Yo no estoy de acuerdo en este punto con Walter Murch. Las otras artes (que hacen cine) también pueden ser abstractas y no ligadas al mundo real: la fotografía sin ir más lejos, pues jamás vemos un filme con los colores y tonos con los que vemos la vida real. Hay abstracción en la fotografía, la hay naturalmente en la música, pero absolutamente también en el sonido cuando es manipulado, en el montaje... y ante todo y sobre todo en la interpretación actoral, el mayor de los engaños de los que se alimenta el cine. Todo ello, conjugado y armonizado es lo que hace que el filme se eleve.
Tampoco comparto su visión sobre la escena que destaca de The Godfather, Part II (74): cuando aparece la música que es la de el Padrino, el tema principal que representa un cargo y el poder que conlleva, más que interpretar y metabolizar la emoción que transmite (que también) lo que hace es mostrar en conjunción con la actitud del poseedor de esa música (Michael Corleone) su poder y la serenidad o indiferencia con el que ejecuta ese poder.
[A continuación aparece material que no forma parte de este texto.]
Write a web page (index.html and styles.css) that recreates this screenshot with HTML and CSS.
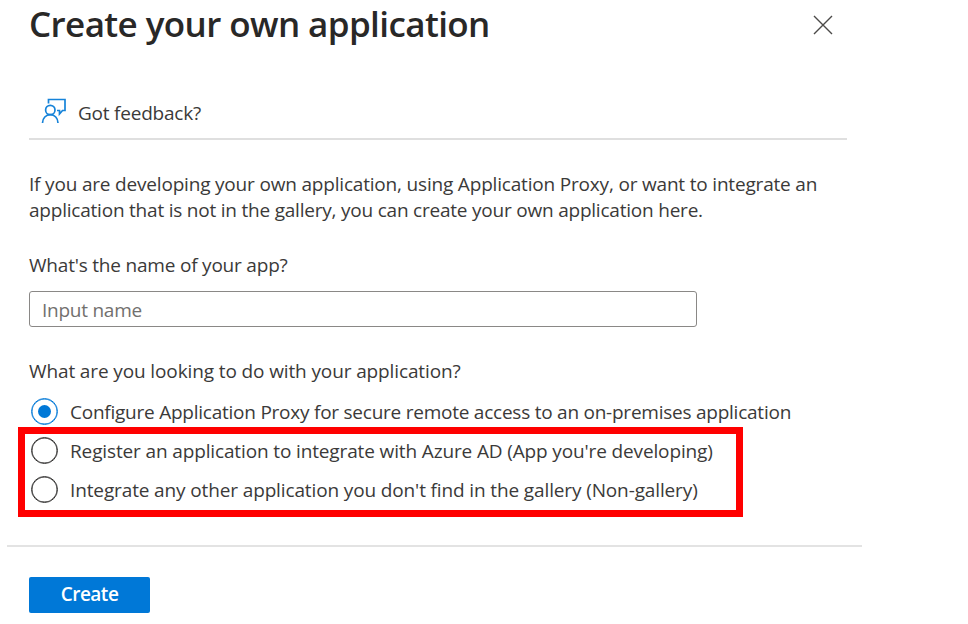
FILE: index.html
```
<!DOCTYPE html>
<html lang="en">
<head>
<meta charset="utf-8">
<title>Create your own application</title>
<link rel="stylesheet" href="styles.css">
</head>
<body>
<main class="panel">
  <header class="header">
    <h1 class="title">Create your own application</h1>
    <svg class="close" viewBox="0 0 20 20" role="img" aria-label="Close"><path d="M1 1 19 19M19 1 1 19"/></svg>
  </header>
  <div class="toolbar">
    <svg class="feedback-icon" viewBox="0 0 26 26" aria-hidden="true"><path d="M7.500 5.500V1.500H24V12.500H21.500L18.500 16V12.500H16"/><circle cx="9.300" cy="12" r="4.700"/><path d="M1.500 25C1.500 20 5 16.700 9.300 16.700S17 20 17 25"/></svg>
    <span class="feedback">Got feedback?</span>
  </div>
  <p class="intro"><span class="intro-first">If you are developing your own application, using Application Proxy, or want to integrate an</span><br><span class="intro-second">application that is not in the gallery, you can create your own application here.</span></p>
  <label class="label name-label" for="name">What's the name of your app?</label>
  <input class="input" id="name" type="text" placeholder="Input name">
  <div class="label question">What are you looking to do with your application?</div>
  <div class="options">
    <div class="option"><span class="radio selected"></span><span class="configure">Configure Application Proxy for secure remote access to an on-premises application</span></div>
    <div class="highlight">
      <div class="option"><span class="radio"></span><span class="register">Register an application to integrate with Azure AD (App you're developing)</span></div>
      <div class="option"><span class="radio"></span><span class="integrate">Integrate any other application you don't find in the gallery (Non-gallery)</span></div>
    </div>
  </div>
</main>
<footer class="footer"><button class="create" type="button">Create</button></footer>
</body>
</html>
```
FILE: styles.css
```
* { box-sizing: border-box; }
body {
  margin: 0;
  width: 968px;
  height: 624px;
  overflow: hidden;
  background: #fff;
  color: #3b3a39;
  font-family: "Open Sans", "Noto Sans", sans-serif;
  font-size: 19px;
  line-height: 26px;
  white-space: nowrap;
}
.panel { width: 847px; padding-left: 29px; }
.header { display: flex; align-items: center; justify-content: space-between; height: 50px; padding-right: 14px; }
.title { margin: 0; padding-bottom: 2px; font-size: 35px; font-weight: 600; line-height: 48px; letter-spacing: -0.6px; color: #292827; }
.close { width: 20px; height: 20px; fill: none; stroke: #4b4a48; stroke-width: 1.4; }
.toolbar { display: flex; align-items: center; height: 90px; padding: 37px 0 0 12px; border-bottom: 2px solid #dfdfdf; }
.feedback-icon { width: 26px; height: 26px; margin: 0 11px 3px 0; fill: none; stroke: #1683d9; stroke-width: 1.7; }
.feedback { letter-spacing: -0.22px; }
.intro { margin: 31px 0 0; }
.intro-first { letter-spacing: -0.185px; }
.intro-second { letter-spacing: -0.215px; }
.label { display: block; margin-top: 29px; }
.name-label { letter-spacing: -0.2px; }
.input { display: block; width: 668px; height: 36px; margin-top: 13px; padding: 1px 12px 0; border: 1px solid #8a8886; border-radius: 3px; font: inherit; letter-spacing: -0.25px; color: inherit; }
.input::placeholder { color: #72706e; opacity: 1; }
.question { margin-top: 31px; letter-spacing: -0.12px; }
.options { margin-top: 14px; }
.option { display: flex; align-items: center; height: 27px; padding-left: 2px; }
.radio { display: grid; place-items: center; width: 27px; height: 27px; margin-right: 12px; border: 1px solid #323130; border-radius: 50%; box-shadow: inset 0 0 0 0.5px #323130; }
.selected { border-color: #0078d7; box-shadow: inset 0 0 0 0.5px #0078d7; }
.selected::after { content: ""; width: 13px; height: 13px; border-radius: 50%; background: #0078d7; }
.configure { letter-spacing: -0.24px; }
.register { letter-spacing: -0.135px; }
.integrate { letter-spacing: -0.13px; }
.highlight { display: grid; align-content: start; gap: 12px; width: 725px; height: 90px; margin: 2px 0 0 -11px; padding: 3px 0 0 4px; border: 7px solid #f00; }
.footer { width: 855px; margin: 28px 0 0 7px; padding: 30px 0 0 22px; border-top: 2px solid #e3e3e3; }
.create { display: block; width: 121px; height: 36px; padding: 0 0 2px; border: 0; border-radius: 2px; background: #0078d7; color: #fff; font: 600 19px/32px "Open Sans", sans-serif; letter-spacing: -0.5px; }
```
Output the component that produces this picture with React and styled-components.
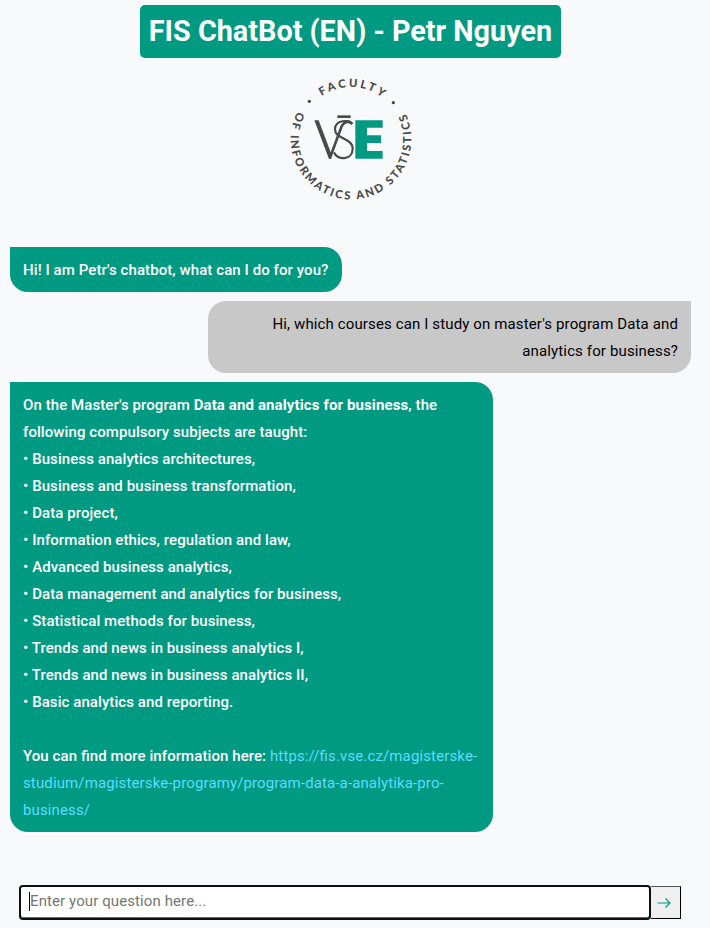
import React from "react";
import styled, { createGlobalStyle } from "styled-components";

const GlobalStyle = createGlobalStyle`
  * { box-sizing: border-box; }
  body {
    margin: 0;
    background: #f8f9fb;
    font-family: Roboto, sans-serif;
    font-size: 15px;
    line-height: 27px;
    letter-spacing: 0.1px;
    font-feature-settings: "liga" 1;
    color: #000;
  }
`;

const Page = styled.main`
  display: flex;
  flex-direction: column;
  height: 928px;
  padding-top: 5px;
  overflow: hidden;
`;

const Header = styled.header`
  display: flex;
  flex-direction: column;
  flex-shrink: 0;
  align-items: center;
  width: 701px;
  height: 242px;
`;

const Title = styled.h1`
  margin: 0;
  width: 421px;
  height: 53px;
  border-radius: 5px;
  background: #009982;
  color: #fff;
  font-size: 28.8px;
  font-weight: 700;
  line-height: 53px;
  letter-spacing: 0;
  text-align: center;
  white-space: nowrap;
`;

const Logo = styled.svg`
  width: 142px;
  height: 140px;
  margin-top: 12px;
`;

const RingText = styled.text`
  font-family: Lato, sans-serif;
  font-size: 34px;
  font-weight: 900;
  letter-spacing: ${(p) => p.$spacing}px;
  fill: #4a4a48;
`;

const Chat = styled.section`
  display: flex;
  flex-direction: column;
  flex-shrink: 0;
  gap: 9px;
  width: 701px;
  padding: 0 10px;
`;

const Bubble = styled.div`
  align-self: ${(p) => (p.$user ? "flex-end" : "flex-start")};
  width: ${(p) => p.$width}px;
  padding: 10px 13px 8px;
  border-radius: ${(p) => (p.$user ? "18px 0 18px 18px" : "0 18px 18px 18px")};
  background: ${(p) => (p.$user ? "#c8c8c8" : "#009982")};
  color: ${(p) => (p.$user ? "#000" : "#fff")};
  font-weight: ${(p) => (p.$user ? 400 : 500)};
  letter-spacing: ${(p) => (p.$user ? "0.13px" : "0.08px")};
  text-align: ${(p) => (p.$user ? "right" : "left")};
  white-space: ${(p) => (p.$oneLine ? "nowrap" : "normal")};
`;

const Paragraph = styled.p`
  margin: 0;
`;

const Strong = styled.b`
  font-weight: 700;
  letter-spacing: 0.12px;
`;

const List = styled.ul`
  margin: 0 0 27px;
  padding: 0;
  list-style: none;
`;

const Link = styled.a`
  color: #5bdcff;
  font-weight: 400;
  letter-spacing: 0.13px;
  text-decoration: none;
`;

const Composer = styled.form`
  display: flex;
  align-items: center;
  margin: 53px 0 0 19px;
`;

const Field = styled.div`
  display: flex;
  align-items: center;
  width: 632px;
  height: 35px;
  padding: 0 8px;
  border: 2px solid #101010;
  border-radius: 4px;
  background: #fff;
  box-shadow: inset 0 -1px #009982;
`;

const Caret = styled.span`
  width: 1px;
  height: 19px;
  margin-top: -2px;
  background: #000;
`;

const Input = styled.input`
  flex: 1;
  padding: 0;
  border: 0;
  outline: 0;
  background: transparent;
  font: 400 15px/20px Roboto, sans-serif;
  letter-spacing: 0.1px;
  margin-top: -4px;
  &::placeholder { color: #757575; opacity: 1; }
`;

const Send = styled.button`
  display: flex;
  align-items: center;
  justify-content: center;
  width: 30px;
  height: 33px;
  padding: 0 3px 0 0;
  border: 1px solid #000;
  border-top-color: #555;
  border-left: 0;
  background: #efefef;
`;

const subjects = [
  "Business analytics architectures,",
  "Business and business transformation,",
  "Data project,",
  "Information ethics, regulation and law,",
  "Advanced business analytics,",
  "Data management and analytics for business,",
  "Statistical methods for business,",
  "Trends and news in business analytics I,",
  "Trends and news in business analytics II,",
  "Basic analytics and reporting.",
];

function FacultyLogo() {
  return (
    <Logo viewBox="0 0 426 420">
      <defs>
        <path id="ring-top" d="M57 207 A156 156 0 0 1 369 207" />
        <path id="ring-bottom" d="M52 125 A181 181 0 1 0 361 103" />
      </defs>
      <RingText $spacing={8} textAnchor="middle">
        <textPath href="#ring-top" startOffset="51.5%">FACULTY</textPath>
      </RingText>
      <RingText $spacing={2} textLength="735">
        <textPath href="#ring-bottom" textLength="735">OF INFORMATICS AND STATISTICS</textPath>
      </RingText>
      <circle cx="88" cy="94" r="5" fill="#4a4a48" />
      <circle cx="340" cy="98" r="5" fill="#4a4a48" />
      <path d="M103 151H116L152 247L181 168Q189 153 205 151Q214 151 219 160L214 164Q198 153 188 172L153 267H147Z" fill="#4a4a48" />
      <path d="M172 136H212V144H172Z" fill="#4a4a48" />
      <path d="M217 162C207 148 166 149 165 177C164 208 218 203 218 236C218 272 171 272 162 247" fill="none" stroke="#4a4a48" strokeWidth="6.5" />
      <path d="M226 151H308V173H261V196H303V219H261V243H308V266H226Z" fill="#009982" />
    </Logo>
  );
}

export default function App() {
  return (
    <Page>
      <GlobalStyle />
      <Header>
        <Title>FIS ChatBot (EN) - Petr Nguyen</Title>
        <FacultyLogo />
      </Header>
      <Chat>
        <Bubble $width={332} $oneLine>Hi! I am Petr's chatbot, what can I do for you?</Bubble>
        <Bubble $user $width={483}>
          Hi, which courses can I study on master's program Data and analytics for business?
        </Bubble>
        <Bubble $width={483}>
          <Paragraph>
            On the Master's program <Strong>Data and analytics for business</Strong>, the following compulsory subjects are taught:
          </Paragraph>
          <List>
            {subjects.map((s) => <li key={s}>• {s}</li>)}
          </List>
          <Paragraph>
            You can find more information here:{" "}
            <Link href="#">https://fis.vse.cz/magisterske-studium/magisterske-programy/program-data-a-analytika-pro-business/</Link>
          </Paragraph>
        </Bubble>
      </Chat>
      <Composer>
        <Field>
          <Caret />
          <Input placeholder="Enter your question here..." />
        </Field>
        <Send type="button" aria-label="Send">
          <svg width="16" height="16" viewBox="0 0 16 16" fill="none" stroke="#009982" strokeWidth="1.2">
            <path d="M1.5 8H14M9.5 3.5L14 8L9.5 12.5" />
          </svg>
        </Send>
      </Composer>
    </Page>
  );
}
Es muy interesante el ejemplo que pone con la secuencia inicial de Touch of Evil (58), y la versión alternativa con diégesis sonora y musical. La música en diégesis, por su carácter orgánico y realista, ubica a la audiencia en un escenario idéntico al de los personajes, que oyen o escuchan exactamente la misma música. Con el uso incidental, sin embargo, la música solo va dirigida a la audiencia, pero no por ello ha de avisar ni prepararla para la explosión, que puede aparecer (o no) por sorpresa.
Es asimismo magnífico el ejemplo del filme de Fritz Lang M (31) como referencia al vaciado musical de un filme, a la decisión de no poner música allá donde se la espera para concentrarla en un punto donde, así, captará la completa atención de la audiencia: en este caso, los silbidos del asesino. John Morris, en esta línea, comentó que no hay nada más engorroso que utilizar una música tan frecuentemente que, cuando es realmente necesitada, ni tan solo es escuchada. Y así es, pues el silencio beneficia la música también en el conjunto de la película. Una muestra maravillosa la encontramos en A Passage to India (84), a la que dediqué un capítulo de Lecciones de Música de Cine. También me remito al artículo El silencio musical.
Murch aprovecha M para referirse a Psycho (60) y hablar del cine de terror:
Sugeriría no poner música. Incluso cuando la música pretende asustarte, de algún modo sabes que son los cineastas los que te lo están haciendo (...) es como si la música fuera tu hermano mayor diciéndote: "voy a asustarte" ¡Es tu hermano mayor, no puede ser tan malo! Pero cuando no hay música, no hay nadie allí, solo tú y esos planos terroríficos. Cuando no hay música, estás solo, chaval.
En este aspecto concreto y refiriéndose a un género como el terror, estoy muy de acuerdo con lo que expone Murch. El silencio puede ser mucho más devastador que la música. Escribí sobre ello un artículo, Psicosis gore, al que me gustaría remitirme. No hay términos absolutos, por supuesto: en determinadas circunstancias esa falta de música podría restar fuerza al filme de terror y en otras generarlo aún más bestia. Todo depende.